AI is changing software economics, but not in the simple way most of the market keeps pretending. It did not erase every incumbent advantage. It lowered the cost of replicating visible software surfaces: dashboards, onboarding flows, CRUD tools, pricing pages, internal apps, support agents, SaaS shells, browser extensions, and every other familiar shape that makes executives whisper “platform” into a quarterly slide deck.

That matters. One wall fell. The wall that said, “This product would be hard to recreate,” is shorter now. A small team can imitate the visible shape of a mature software product much faster than before.

But the deeper moat was never only code. The deeper moat was trust, gravity, distribution, network effects, customer memory, procurement inertia, regulatory familiarity, ecosystem lock-in, and habit.

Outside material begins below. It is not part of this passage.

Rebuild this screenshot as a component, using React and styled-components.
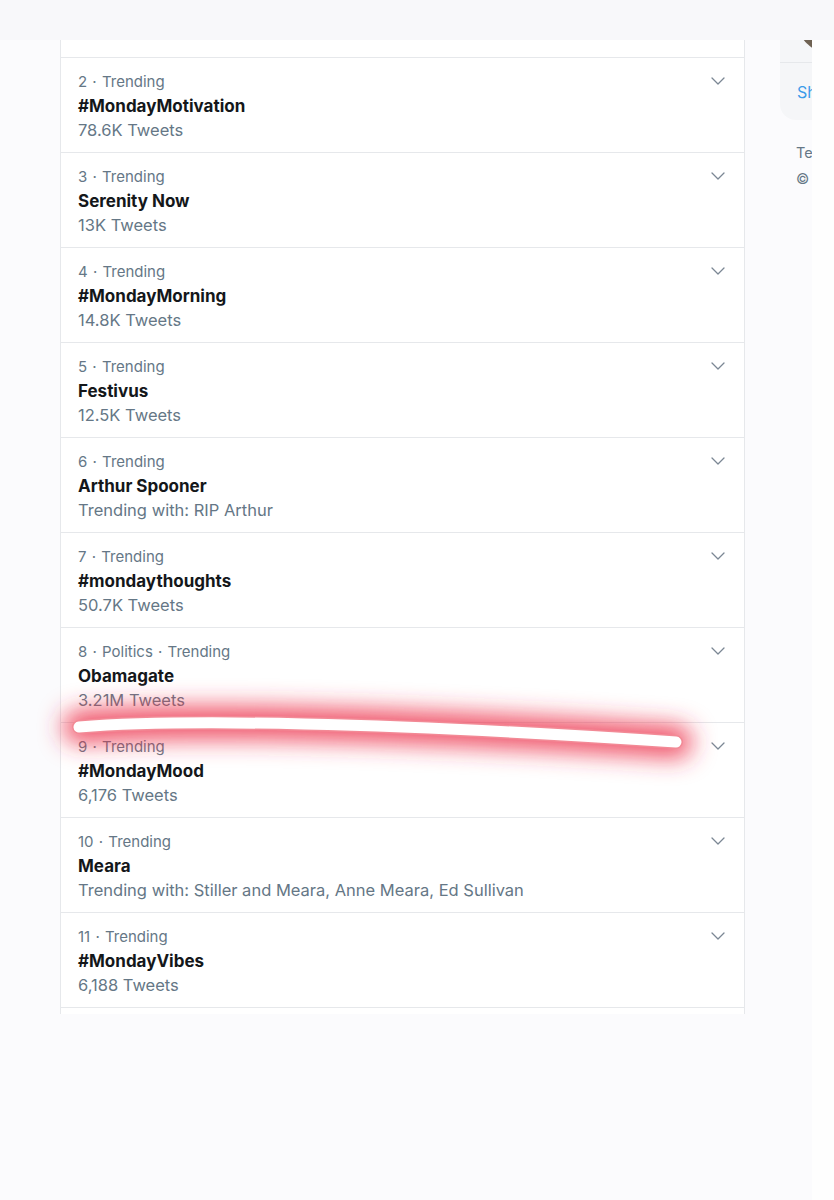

Big Tech panicked because it misread its own moat. It thought the moat was technical output. The real moat was trust plus network effect. Code was part of the castle, but it was not the bedrock. It was one wall, and that wall just got a very embarrassing haircut.

Why AI Makes Replication Easier

Machine learning systems are strongest when a task lives inside the distribution they were trained on. In plain terms, they perform best when the request resembles patterns they have seen many times before.

Modern software surfaces are deeply in-distribution. Login flows, dashboards, admin panels, onboarding wizards, pricing pages, analytics views, ticket queues, chat interfaces, marketplace listings, browser extension popups, and “Stripe-like checkout but for X” are not exotic problems. They are repeated patterns with swapped nouns.

That is why replication with surface customization is suddenly much easier. The model does not need to invent a new category. It can map a known product shape onto a new skin: different branding, copy, entities, database tables, integrations, and layout choices.

This is real leverage. It lets a founder or small team produce the first visible artifact much faster. But it is also deceptive, because copying the surface of a product is not the same as recreating the institution behind it. AI can copy the storefront. It does not automatically recreate the supply chain, the reputation, the support desk, the boring compliance spreadsheet, or the years of customer memory hiding under the floorboards.

In-Distribution Surfaces vs. Out-of-Distribution Judgment

The distinction matters because software is not evenly difficult. Some parts are pattern reproduction. Some parts are judgment under constraint.

The model is comfortable with the repeated shapes of modern SaaS because those shapes appear everywhere. It can produce a plausible admin page, a plausible onboarding flow, a plausible pricing grid, a plausible settings screen, and a plausible support assistant. This is why the first thirty percent of a product can now look like eighty percent. Very rude of the machine to make fake maturity so affordable.

But the work becomes much less reliable as it moves out-of-distribution. Novel architecture, unusual domain constraints, migration plans, regulatory edge cases, adversarial security boundaries, legacy system behavior, and long-term maintainability are not just “more code.” They require context, ownership, memory, and judgment.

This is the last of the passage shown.